Was sich in annähernd 40 Jahren im Bildungsbetrieb geändert hat? Holger Meyer muss nicht lange überlegen: „Den Schulen wird immer mehr abgefordert“, sagt er. Und das nicht nur, weil in Thesdorf wie andernorts auf das Prinzip Ganztag gesetzt wird. „Ich habe den Eindruck, Eltern sind immer häufiger mit der Erziehung überfordert.“ Als einen Grund für diese Entwicklung macht der 65-Jährige, der als junger Mann fast beim Fernsehen gelandet wäre, wo er zeitweise jobbte, einen tiefgreifenden Wandel bei den Lebensbedingungen aus. Nicht zuletzt die massive Reizüberflutung durch Medien sei Schuld. „Mehr als 50 Prozent unserer Kinder im Grundschulalter haben bereits einen Fernseher und einen Computer in ihrem Zimmer stehen.“
Freizeit der Schüler zu sehr durchgeplant
Geht es um die Nutzung von Smartphones, hätten die Lehrer längst keinen Überblick mehr. Meyer erkennt angesichts der wachsenden „Handymanie“ ein „übermäßiges Sicherheitsbedürfnis“ bei vielen Eltern. Einfach mal raus gehen, Freunde treffen, wie früher auf der Straße spielen – dergleichen sei durchgeplanter Freizeit gewichen. „Ganz seltsam“, nennt der Pädagoge dieses Phänomen. Er spricht von zunehmenden Auffälligkeiten bei Kindern. Und freut sich, dass der Grundschule in Thesdorf seit einigen Jahren eine Schulsozialarbeiterin zur Verfügung steht, die einspringen kann, wenn es Probleme gibt.

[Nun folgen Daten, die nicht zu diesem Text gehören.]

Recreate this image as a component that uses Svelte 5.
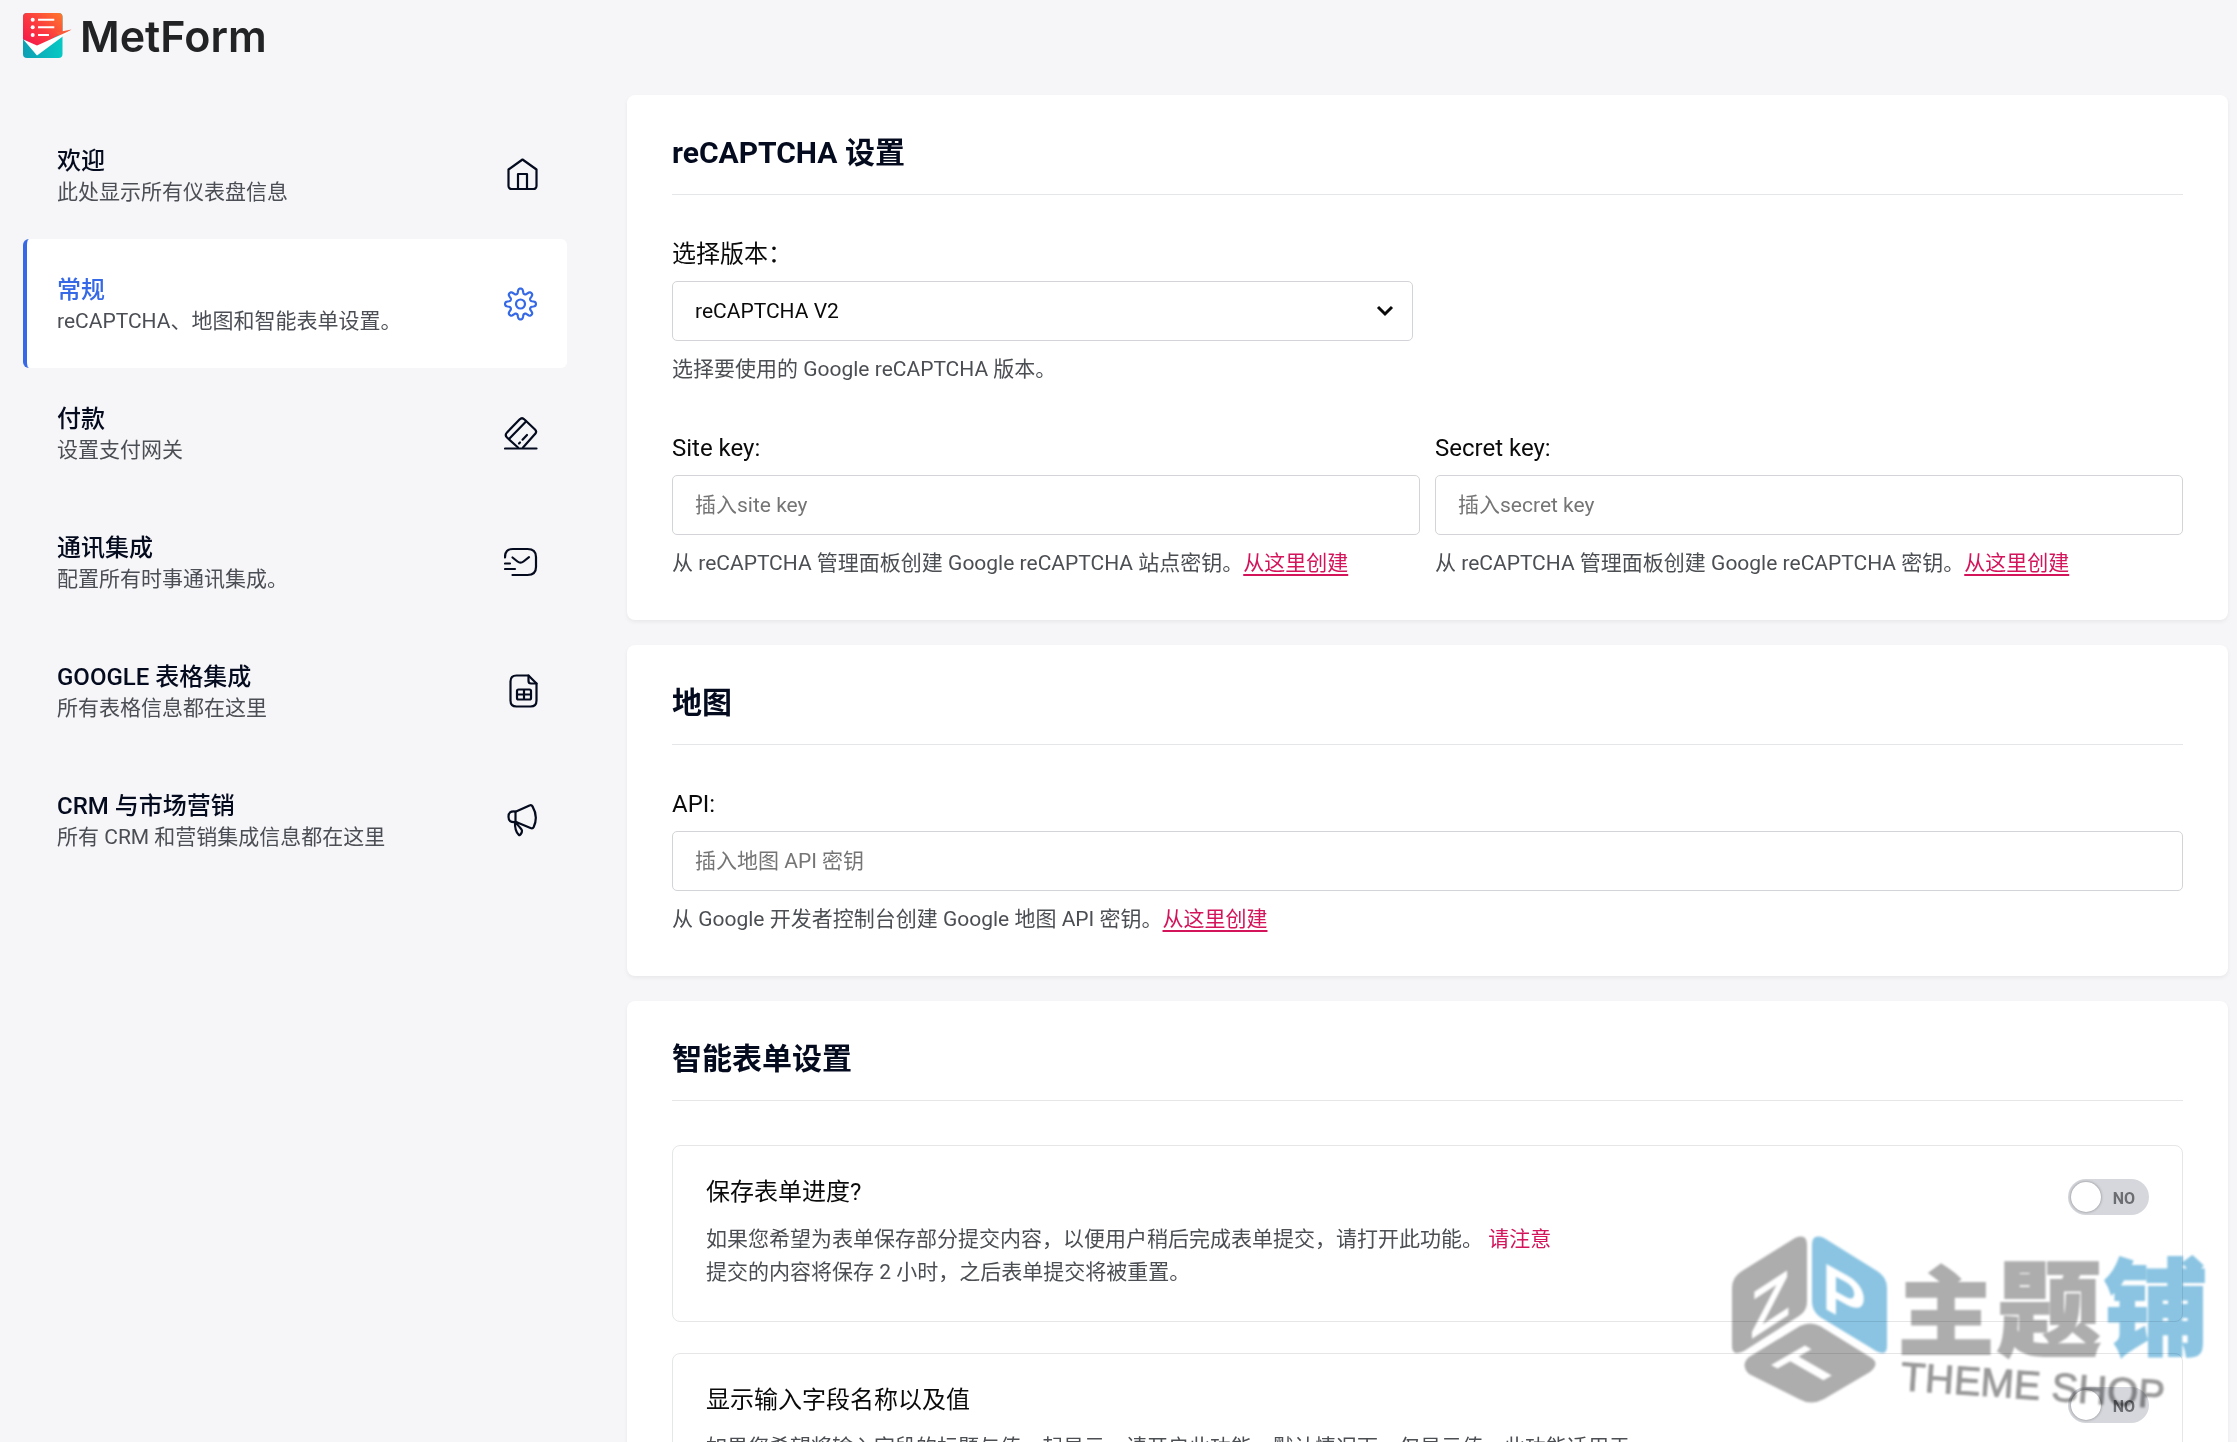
<script>
  const gearPoints = Array.from({ length: 160 }, (_, i) => {
    const angle = (i / 160) * Math.PI * 2;
    const radius = 13 + (2.4 * Math.tanh(1.6 * Math.cos(angle * 8))) / Math.tanh(1.6);
    return `${(16.5 + radius * Math.cos(angle)).toFixed(2)} ${(17 + radius * Math.sin(angle)).toFixed(2)}`;
  });

  const icons = {
    home: ['M4.5 11.5V28a3 3 0 0 0 3 3h22a3 3 0 0 0 3-3V11.5L18.5 1.5Z', 'M14 31V16h9v15'],
    gear: [`M${gearPoints.join('L')}Z`, 'M12 17a4.5 4.5 0 1 0 9 0a4.5 4.5 0 1 0-9 0Z'],
    card: [
      'M14 31.5L3 21.5q-2.500-2.500 0-5L15.500 3.500q2.500-2.500 5 0L31 13.500q2.300 2.300 0 4.600L19 31.500',
      'M5 23L22 5.500',
      'M15 27.500l1-1M18.500 23.700l4.500-4.700',
      'M1 32.500H32.500',
    ],
    mail: [
      'M1 12.500C1 6.500 3.500 4 9 4h14.500c5.500 0 8.500 3 8.500 8v10c0 5-3 8-8.500 8H8.500',
      'M8.500 12.500l5 4q3 2.400 6 0l5.500-4.300',
      'M1 18.500h5M1 24h10',
    ],
    sheet: [
      'M24.500 1.500H12.500q-6 0-6 6v19q0 6 6 6h14q6 0 6-6V9.500Z',
      'M24.500 1.500v5.500q0 2.500 2.500 2.500h5.500',
      'M14.500 15.500h11q1.500 0 1.500 1.500v7q0 1.500-1.500 1.500h-11q-1.500 0-1.500-1.500v-7q0-1.500 1.500-1.500ZM20 15.500v10M13 20.500h14',
    ],
    horn: [
      'M11.500 8.500C6.500 8 4.500 9.500 4.500 13.700s2 5.700 7 5.300Z',
      'M11.500 8.800L25.500 2.400q2-.8 3 1q6 10.300 1.200 20.600q-1 2-3.200 1L11.500 18.800',
      'M11 19c-.2 5 0 9.500 3.800 12.800q1 .8 1.700-.3c3-4 1-5-1-7.500Q13 22 12.500 19.300',
    ],
  };

  const menu = [
    { title: '欢迎', text: '此处显示所有仪表盘信息', icon: 'home' },
    { title: '常规', text: 'reCAPTCHA、地图和智能表单设置。', icon: 'gear' },
    { title: '付款', text: '设置支付网关', icon: 'card' },
    { title: '通讯集成', text: '配置所有时事通讯集成。', icon: 'mail' },
    { title: 'GOOGLE 表格集成', text: '所有表格信息都在这里', icon: 'sheet' },
    { title: 'CRM 与市场营销', text: '所有 CRM 和营销集成信息都在这里', icon: 'horn' },
  ];
  let active = $state('常规');
  let saveProgress = $state(false);
  let showNames = $state(false);
</script>

<div class="page" lang="zh-CN">
  <header class="brand">
    <svg class="brand-mark" viewBox="0 0 49 45" aria-hidden="true">
      <defs>
        <linearGradient id="warm" x1="0" y1="1" x2="1" y2="0">
          <stop offset="0" stop-color="#f5124d" />
          <stop offset=".5" stop-color="#fb3a3f" />
          <stop offset="1" stop-color="#ff7a2c" />
        </linearGradient>
        <linearGradient id="cool" x1="0" y1="0" x2="1" y2="0">
          <stop offset="0" stop-color="#0e9fb4" />
          <stop offset="1" stop-color="#06c9c4" />
        </linearGradient>
      </defs>
      <rect width="39.500" height="45" rx="4" fill="url(#cool)" />
      <path d="M4 0h31.500a4 4 0 0 1 4 4v16L14 34L0 26V4a4 4 0 0 1 4-4Z" fill="url(#warm)" />
      <path d="M33 19.500L48.500 16.500L38 24Z" fill="#fb5a3a" />
      <path d="M.3 26.500L14 32.500L48.500 17L14 42.500Z" fill="#fff" />
      <g fill="#fff">
        <circle cx="9.700" cy="6.700" r="2" /><circle cx="9.700" cy="14.300" r="2" /><circle cx="9.700" cy="22" r="2" />
        <path d="M15 5.700h16.300v2H15zM15 13.300h16.300v2H15zM15 21h11v2H15z" />
      </g>
    </svg>
    <span class="brand-name">MetForm</span>
  </header>

  <div class="layout">
    <nav class="menu">
      {#each menu as item}
        <button type="button" class="menu-item" class:active={active === item.title} onclick={() => (active = item.title)}>
          <span class="menu-copy">
            <span class="menu-title">{item.title}</span>
            <span class="menu-text">{item.text}</span>
          </span>
          <svg class="menu-icon" viewBox="0 0 34 34" aria-hidden="true">
            {#each icons[item.icon] as d}<path {d} />{/each}
          </svg>
        </button>
      {/each}
    </nav>

    <main class="content">
      <section class="card">
        <h2>reCAPTCHA 设置</h2>
        <div class="field half">
          <label for="version">选择版本：</label>
          <div class="select-wrap">
            <select id="version">
              <option>reCAPTCHA V2</option>
              <option>reCAPTCHA V3</option>
            </select>
            <svg class="chevron" viewBox="0 0 18 12" aria-hidden="true"><path d="M2 2l7 7l7-7" /></svg>
          </div>
          <p class="hint">选择要使用的 Google reCAPTCHA 版本。</p>
        </div>
        <div class="columns">
          <div class="field">
            <label for="site">Site key:</label>
            <input id="site" type="text" placeholder="插入site key" />
            <p class="hint">从 reCAPTCHA 管理面板创建 Google reCAPTCHA 站点密钥。<a href="#site">从这里创建</a></p>
          </div>
          <div class="field">
            <label for="secret">Secret key:</label>
            <input id="secret" type="text" placeholder="插入secret key" />
            <p class="hint">从 reCAPTCHA 管理面板创建 Google reCAPTCHA 密钥。<a href="#secret">从这里创建</a></p>
          </div>
        </div>
      </section>

      <section class="card">
        <h2>地图</h2>
        <div class="field">
          <label for="api">API:</label>
          <input id="api" type="text" placeholder="插入地图 API 密钥" />
          <p class="hint">从 Google 开发者控制台创建 Google 地图 API 密钥。<a href="#api">从这里创建</a></p>
        </div>
      </section>

      <section class="card">
        <h2>智能表单设置</h2>
        <div class="options">
          <div class="option">
            <div>
              <label for="progress">保存表单进度?</label>
              <p>
                如果您希望为表单保存部分提交内容，以便用户稍后完成表单提交，请打开此功能。 <strong>请注意</strong><br />
                提交的内容将保存 2 小时，之后表单提交将被重置。
              </p>
            </div>
            <span class="toggle">
              <input id="progress" type="checkbox" bind:checked={saveProgress} />
              <span class="state">{saveProgress ? 'YES' : 'NO'}</span>
            </span>
          </div>
          <div class="option">
            <div>
              <label for="names">显示输入字段名称以及值</label>
              <p>如果您希望将输入字段的标题与值一起显示，请开启此功能。默认情况下，仅显示值。此功能适用于</p>
            </div>
            <span class="toggle">
              <input id="names" type="checkbox" bind:checked={showNames} />
              <span class="state">{showNames ? 'YES' : 'NO'}</span>
            </span>
          </div>
        </div>
      </section>
    </main>
  </div>

  <svg class="stamp" viewBox="0 0 480 180" role="img" aria-label="主题铺 THEME SHOP">
    <g class="grey">
      <path d="M12 41L65 8Q77 3 77 15V72Q77 81 69 86L14 121Q2 127 2 116V58Q2 47 12 41Z" />
      <path d="M19 127L70 96Q80 91 90 96L140 127Q151 133 140 142L94 169Q81 176 69 169L19 144Q10 135 19 127Z" />
    </g>
    <path class="blue" d="M94 8L147 41Q157 47 157 58V116Q157 127 146 121L90 87Q82 81 82 72V15Q82 3 94 8Z" />
    <g class="face">
      <text transform="matrix(1 -.65 0 1 20 110)">Z</text>
      <text transform="matrix(1 .55 0 1 92 77)">P</text>
      <text transform="matrix(.87 -.5 .87 .5 80 158)">T</text>
    </g>
    <g class="chars">
      <text class="grey c1" x="168" y="117">主</text>
      <text class="grey c2" x="267" y="118">题</text>
      <text class="blue c2" x="374" y="117">铺</text>
    </g>
    <text class="latin" transform="translate(170 160) rotate(4)">THEME SHOP</text>
  </svg>
</div>

<style>
  :global(body) {
    background: #f6f6f8;
  }
  * {
    box-sizing: border-box;
  }
  .page {
    position: relative;
    height: 100vh;
    overflow: hidden;
    background: #f6f6f8;
    color: #0a0a0a;
    font-family: Roboto, 'Noto Sans CJK SC', sans-serif;
  }
  .brand {
    display: flex;
    align-items: center;
    gap: 8px;
    height: 71px;
    padding-left: 23px;
  }
  .brand-mark {
    width: 49px;
    height: 45px;
  }
  .brand-name {
    color: #222324;
    font-family: Inter, Roboto, sans-serif;
    font-size: 43px;
    font-weight: 600;
    line-height: 48px;
  }
  .layout {
    display: flex;
    align-items: flex-start;
    gap: 60px;
    padding: 24px 9px 24px 23px;
  }
  .menu {
    flex: none;
    width: 544px;
    padding-top: 15px;
  }
  .menu-item {
    display: flex;
    align-items: center;
    justify-content: space-between;
    width: 100%;
    padding: 32px 29px 31px 30px;
    border: 0;
    border-left: 4px solid transparent;
    border-radius: 6px;
    background: none;
    color: #050b1f;
    font-family: inherit;
    text-align: left;
    cursor: pointer;
  }
  .menu-item.active {
    border-left-color: #3569e6;
    background: #fff;
  }
  .menu-copy {
    display: grid;
    padding-top: 4px;
  }
  .menu-title {
    font-size: 24px;
    font-weight: 500;
    line-height: 31px;
  }
  .menu-text {
    color: #4b4e54;
    font-size: 21px;
    line-height: 31px;
  }
  .active .menu-title,
  .active .menu-icon {
    color: #3569e6;
  }
  .menu-icon {
    flex: none;
    width: 34px;
    height: 34px;
    fill: none;
    stroke: currentColor;
    stroke-width: 2.2;
    stroke-linecap: round;
    stroke-linejoin: round;
  }
  .content {
    display: grid;
    flex: 1;
    gap: 25px;
    min-width: 0;
  }
  .card {
    padding: 35px 45px 40px;
    border-radius: 8px;
    background: #fff;
    box-shadow: 0 2px 4px rgba(0, 0, 0, 0.06);
  }
  h2 {
    margin: 0 0 41px;
    padding-bottom: 18px;
    border-bottom: 1px solid #e5e6e8;
    color: #050b1f;
    font-size: 30px;
    font-weight: 700;
    line-height: 46px;
  }
  .columns {
    display: grid;
    grid-template-columns: 1fr 1fr;
    gap: 15px;
    margin-top: 44px;
  }
  .half {
    width: calc(50% - 15px);
  }
  label {
    display: block;
    font-size: 24px;
    line-height: 36px;
  }
  .field label {
    margin-bottom: 9px;
  }
  .field input,
  select {
    display: block;
    width: 100%;
    height: 60px;
    padding: 0 22px;
    border: 1px solid #d2d4d7;
    border-radius: 5px;
    background: #fff;
    color: #0a0a0a;
    font-family: inherit;
    font-size: 21px;
    appearance: none;
  }
  .field input::placeholder {
    color: #757575;
    opacity: 1;
  }
  .select-wrap {
    position: relative;
  }
  .chevron {
    position: absolute;
    top: 24px;
    right: 19px;
    width: 18px;
    height: 12px;
    fill: none;
    stroke: #0a0a0a;
    stroke-width: 3;
    pointer-events: none;
  }
  .hint {
    margin: 12px 0 0;
    color: #4b4e52;
    font-size: 21px;
    line-height: 33px;
  }
  a {
    color: #d3145a;
    text-underline-offset: 4px;
  }
  .options {
    display: grid;
    gap: 31px;
    padding-top: 3px;
  }
  .option {
    display: flex;
    justify-content: space-between;
    padding: 28px 33px 32px;
    border: 1px solid #e5e6e8;
    border-radius: 8px;
  }
  .option p {
    margin: 13px 0 0;
    color: #4b4e52;
    font-size: 21px;
    line-height: 33px;
  }
  strong {
    color: #d3145a;
    font-weight: 400;
  }
  .toggle {
    position: relative;
    flex: none;
    width: 81px;
    height: 36px;
    margin-top: 5px;
  }
  .toggle input {
    display: flex;
    align-items: center;
    width: 100%;
    height: 100%;
    margin: 0;
    padding: 3px;
    border-radius: 18px;
    background: #d5d7dc;
    appearance: none;
    cursor: pointer;
  }
  .toggle input::before {
    width: 30px;
    height: 30px;
    border-radius: 50%;
    background: #fff;
    box-shadow: 0 0 3px rgba(0, 0, 0, 0.4);
    content: '';
  }
  .toggle input:checked {
    justify-content: flex-end;
    background: #3569e6;
  }
  .state {
    position: absolute;
    top: 10px;
    right: 14px;
    color: #6b6d71;
    font-size: 16px;
    font-weight: 700;
    line-height: 20px;
    pointer-events: none;
  }
  .toggle input:checked + .state {
    right: auto;
    left: 12px;
    color: #fff;
  }
  .stamp {
    position: absolute;
    right: 27px;
    bottom: 32px;
    width: 480px;
    height: 180px;
    overflow: visible;
    mix-blend-mode: multiply;
    pointer-events: none;
    filter: blur(1px);
  }
  .grey {
    fill: #adadad;
    stroke: #adadad;
  }
  .blue {
    fill: #8ac4e2;
    stroke: #8ac4e2;
  }
  .stamp path {
    stroke: none;
  }
  .face {
    fill: #fff;
    font-family: 'Liberation Sans', sans-serif;
    font-size: 66px;
    font-weight: 700;
  }
  .chars {
    font-family: 'Noto Sans CJK SC', sans-serif;
    font-weight: 900;
    stroke-width: 2;
  }
  .c1 {
    font-size: 96px;
  }
  .c2 {
    font-size: 104px;
  }
  .latin {
    fill: #999;
    stroke: #999;
    stroke-width: 1;
    font-family: 'Liberation Sans', sans-serif;
    font-size: 40px;
  }
</style>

Für Holger Meyer steht ohne Frage fest, dass Lehrer an Grundschulen echte Allround-Talente sein müssen. Dass sie erheblich schlechter bezahlt werden, als ihre in der Sekundarstufe beschäftigten Kollegen, will er nicht verstehen. Das sei schlicht ungerecht: „Hier werden unheimlich viele Kompetenzen abgefordert, die Pädagogen leisten außergewöhnliches.“
Apropos Allround-Talent. So darf sich der 65-Jährige zweifellos auch nennen. Schließlich verfolgt er seit vielen Jahren eine Karriere als Musiker. Als Kopf der Band „LSE“ hat Meyer manches Stadtfest im Kreisgebiet bereichert. Auch in diesem Jahr tritt er wieder beim Pinneberger Summerjazz-Festival auf. Der Koffer mit seiner akustischen Gitarre liegt stets in der Ecke seines Büros. Holger Meyer öffnet den Verschluss, nimmt sich die „Klampfe“ – und schreitet Richtung Schulhof. Mit verwunderten Blicken muss der singende Rektor nicht rechnen. Wenn er seine Schützlinge nach absolvierter Grundschulzeit verabschiedet, gibt’s stets ein Ständchen von ihm zu hören. Gern mal ein Stück von Rolf Zuckowski. „Das kommt immer an“, sagt Holger Meyer. Und lacht. Ansteckend. Wie so oft.